4:00 AM. The village is asleep. But the Paras Hotel and its adjoining Krishna Hotel are up and buzzing. Pots of tea are being prepared; lights in most of the rooms are on. There is the sound of water filling buckets coming from some and shouts of no water in taps from others. Clothes are hanging out to dry in balconies. In just about ten minutes, the IAF pilots from various squadrons across the country will be at the airstrip for their first briefing by Group Captain MK Yadav, leading the mission here in Dharasu and hoping to complete evacuation from Harsil and Manheri in a matter of a day or so. Seven planes on the tarmac are fueled and ready to take off. They will be started soon after the briefing is over. He had spoken of the three Cs in yesterday’s briefing, how pilots are curious on day one of the mission, careful on the second and sometimes complacent on the third.
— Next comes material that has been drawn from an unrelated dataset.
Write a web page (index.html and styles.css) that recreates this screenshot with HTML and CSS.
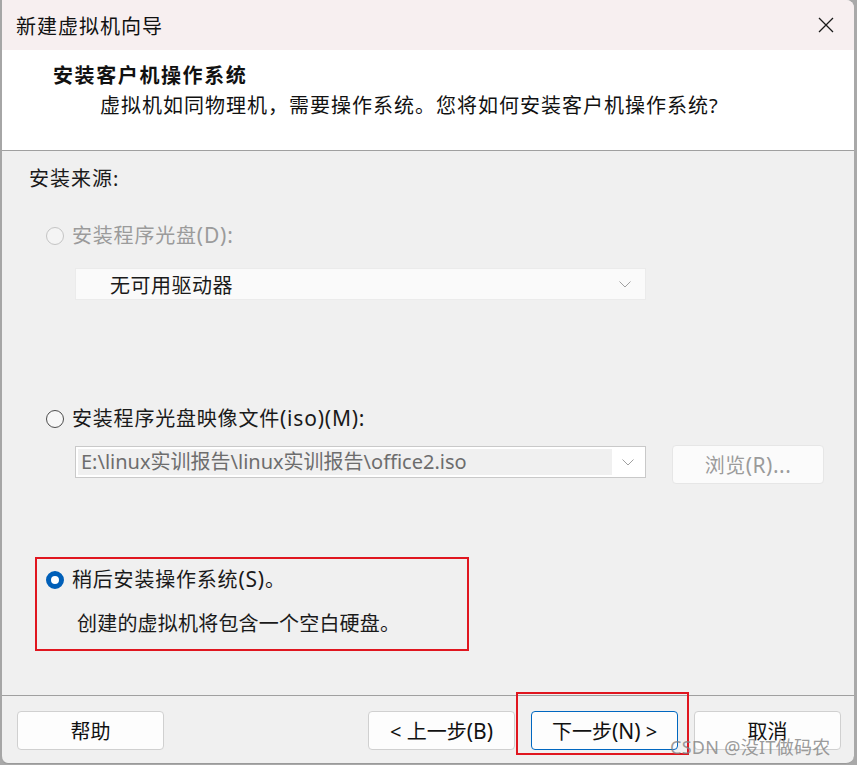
FILE: index.html
```html
<!DOCTYPE html>
<html lang="zh-CN">
<head>
<meta charset="utf-8">
<title>新建虚拟机向导</title>
<link rel="stylesheet" href="styles.css">
</head>
<body>
<div class="window">
  <div class="titlebar">
    <span class="title">新建虚拟机向导</span>
    <span class="close">
      <svg width="16" height="16" viewBox="0 0 16 16"><path d="M1 1L15 15M15 1L1 15" stroke="#1a1a1a" stroke-width="1.3" fill="none"/></svg>
    </span>
  </div>
  <div class="header">
    <div class="h-title">安装客户机操作系统</div>
    <div class="h-sub">虚拟机如同物理机，需要操作系统。您将如何安装客户机操作系统?</div>
  </div>
  <div class="content">
    <div class="label">安装来源:</div>

    <div class="radio-row disabled first">
      <span class="radio"></span>
      <span>安装程序光盘<span class="lat">(D):</span></span>
    </div>
    <div class="select">
      <span class="select-text">无可用驱动器</span>
      <svg class="chev" width="12" height="7" viewBox="0 0 12 7"><path d="M0.5 0.5L6 6L11.5 0.5" stroke="#a0a0a0" stroke-width="1" fill="none"/></svg>
    </div>

    <div class="radio-row second">
      <span class="radio"></span>
      <span>安装程序光盘映像文件<span class="lat">(iso)(M):</span></span>
    </div>
    <div class="combo-row">
      <div class="combo">
        <span class="combo-text">E:\linux实训报告\linux实训报告\office2.iso</span>
        <span class="combo-btn">
          <svg width="12" height="7" viewBox="0 0 12 7"><path d="M0.5 0.5L6 6L11.5 0.5" stroke="#a0a0a0" stroke-width="1" fill="none"/></svg>
        </span>
      </div>
      <div class="browse"><span>浏览<span class="lat">(R)...</span></span></div>
    </div>

    <div class="later-box">
      <div class="radio-row">
        <span class="radio checked"></span>
        <span>稍后安装操作系统<span class="lat">(S)</span>。</span>
      </div>
      <div class="desc">创建的虚拟机将包含一个空白硬盘。</div>
    </div>
  </div>
  <div class="footer">
    <div class="btn"><span>帮助</span></div>
    <div class="spacer"></div>
    <div class="btn"><span>&lt; 上一步<span class="lat">(B)</span></span></div>
    <div class="btn primary"><span>下一步<span class="lat">(N)</span> &gt;</span></div>
    <div class="btn"><span>取消</span></div>
    <div class="mark-box"></div>
    <div class="watermark">CSDN @没IT做码农</div>
  </div>
</div>
</body>
</html>
```

FILE: styles.css
```css
html, body {
  margin: 0;
  padding: 0;
}
body {
  width: 857px;
  height: 765px;
  background: #a9a9a9;
  overflow: hidden;
  font-family: "Noto Sans", "Noto Sans CJK SC", sans-serif;
  color: #1a1a1a;
}
.lat {
  font-size: 1.05em;
}
.window {
  width: 852px;
  height: 763px;
  background: #f0f0f0;
  border-left: 2px solid #a6a6a6;
  border-bottom: 1px solid #9a9a9a;
  border-top-right-radius: 8px;
  border-bottom-left-radius: 8px;
  border-bottom-right-radius: 8px;
  overflow: hidden;
  display: flex;
  flex-direction: column;
  position: relative;
}
.titlebar {
  height: 50px;
  background: #f7eff0;
  display: flex;
  align-items: center;
  justify-content: space-between;
  padding: 0 20px 0 14px;
  flex-shrink: 0;
}
.title {
  font-size: 20px;
  letter-spacing: 1px;
  color: #111;
}
.close {
  display: flex;
  width: 16px;
  height: 16px;
}
.header {
  height: 101px;
  background: #ffffff;
  border-bottom: 1px solid #a0a0a0;
  flex-shrink: 0;
  box-sizing: border-box;
  padding-top: 12px;
}
.h-title {
  font-size: 20px;
  font-weight: 700;
  letter-spacing: 1.6px;
  line-height: 28px;
  margin-left: 51px;
  color: #111;
}
.h-sub {
  font-size: 20px;
  letter-spacing: 1px;
  line-height: 28px;
  margin-left: 98px;
  margin-top: 2px;
  color: #111;
}
.content {
  flex: 1;
  padding: 14px 0 0 0;
  border-bottom: 1px solid #a0a0a0;
}
.label {
  font-size: 20px;
  letter-spacing: 1px;
  line-height: 28px;
  margin-left: 27px;
}
.radio-row {
  display: flex;
  align-items: center;
  gap: 8px;
  font-size: 20px;
  letter-spacing: 0.8px;
  line-height: 28px;
  margin-left: 44px;
}
.radio-row.first {
  margin-top: 28px;
}
.radio-row.second {
  margin-top: 104px;
}
.radio {
  width: 16px;
  height: 16px;
  border: 1px solid #4d4d4d;
  border-radius: 50%;
  background: #f7f7f7;
  flex-shrink: 0;
}
.disabled {
  color: #9b9b9b;
}
.disabled .radio {
  border-color: #c4c4c4;
  background: #f4f4f4;
}
.radio.checked {
  width: 8px;
  height: 8px;
  border: 5px solid #005fb8;
  background: #ffffff;
}
.select {
  margin: 18px 0 0 73px;
  width: 521px;
  height: 30px;
  background: #fafafa;
  border: 1px solid #ebebeb;
  display: flex;
  align-items: center;
  justify-content: space-between;
  padding: 0 14px 0 34px;
}
.select-text {
  font-size: 20px;
  letter-spacing: 0.5px;
  color: #1a1a1a;
}
.chev {
  display: block;
}
.combo-row {
  display: flex;
  align-items: flex-start;
  margin: 12px 0 0 73px;
  gap: 26px;
}
.combo {
  margin-top: 1px;
  border: 1px solid #c9c9c9;
  background: #ffffff;
  display: flex;
  padding: 2px;
  width: 565px;
  height: 26px;
}
.combo-text {
  flex: 1;
  background: #f0f0f0;
  font-size: 20px;
  line-height: 26px;
  color: #6d6d6d;
  padding-left: 3px;
  white-space: nowrap;
  overflow: hidden;
}
.combo-btn {
  width: 31px;
  display: flex;
  align-items: center;
  justify-content: center;
}
.browse {
  width: 150px;
  height: 37px;
  background: #fbfbfb;
  border: 1px solid #e6e6e6;
  border-radius: 4px;
  display: flex;
  align-items: center;
  justify-content: center;
  font-size: 20px;
  color: #9b9b9b;
  letter-spacing: 0.5px;
}
.later-box {
  margin: 73px 0 0 33px;
  width: 434px;
  height: 94px;
  border: 2px solid #e0161f;
  padding: 6px 0 0 0;
  box-sizing: border-box;
}
.later-box .radio-row {
  margin-left: 9px;
}
.desc {
  font-size: 20px;
  letter-spacing: 0.2px;
  line-height: 28px;
  margin: 16px 0 0 40px;
}
.footer {
  height: 67px;
  flex-shrink: 0;
  display: flex;
  align-items: flex-start;
  padding: 15px 13px 0 15px;
  box-sizing: border-box;
  gap: 16px;
  position: relative;
}
.spacer {
  flex: 1;
}
.btn {
  width: 145px;
  height: 37px;
  background: #fdfdfd;
  border: 1px solid #d0d0d0;
  border-radius: 4px;
  display: flex;
  align-items: center;
  justify-content: center;
  font-size: 20px;
  color: #111;
  flex-shrink: 0;
  white-space: pre;
}
.btn.primary {
  border-color: #0067c0;
}
.mark-box {
  position: absolute;
  left: 514px;
  top: -4px;
  width: 173px;
  height: 63px;
  border: 2px solid #e0161f;
  box-sizing: border-box;
  pointer-events: none;
}
.watermark {
  position: absolute;
  left: 668px;
  top: 37px;
  font-size: 18px;
  color: rgba(130, 130, 130, 0.8);
  white-space: nowrap;
  letter-spacing: 0.3px;
}
```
His men have internalized it all. The density of the helicopters over these skies had increased many times and safety is paramount.

Down south in the Pauri district, in Gaucher another temporary base from where operations are being launched for Guptakashi and Gaurikund, an unmerciful reality has come pouring. One of the planes has brought firewood to cremate the dead. They are being offloaded far ahead on the airstrip. The same plane will now go to Guptakashi and evacuate passengers.

Rekha and Indrajit have found their way in. The IAF personnel hands her clipboard with sheaf of paper and asks her to sign. It’s an indemnity bond. Rekha hasn’t heard him. Her eyes are shut, her lips mumbling a prayer, and her face turned in the direction of the shrine that has taken away everything.

Sitting a few places away from her is Indrajit Pathak. He will go from Guptkashi to Dehradun and then to Gorakhpur. Before his departure for Uttarakhand the village head had warned him, “Nothing can prepare you for a pilgrimage.”

Certainly, nothing could have prepared him for this one. A worshipper of Shiva, Pathak believes God presides over existence and destruction. After a few weeks with his grand children in Gorakhpur he wants to go and live in an ashram in Ayodhya.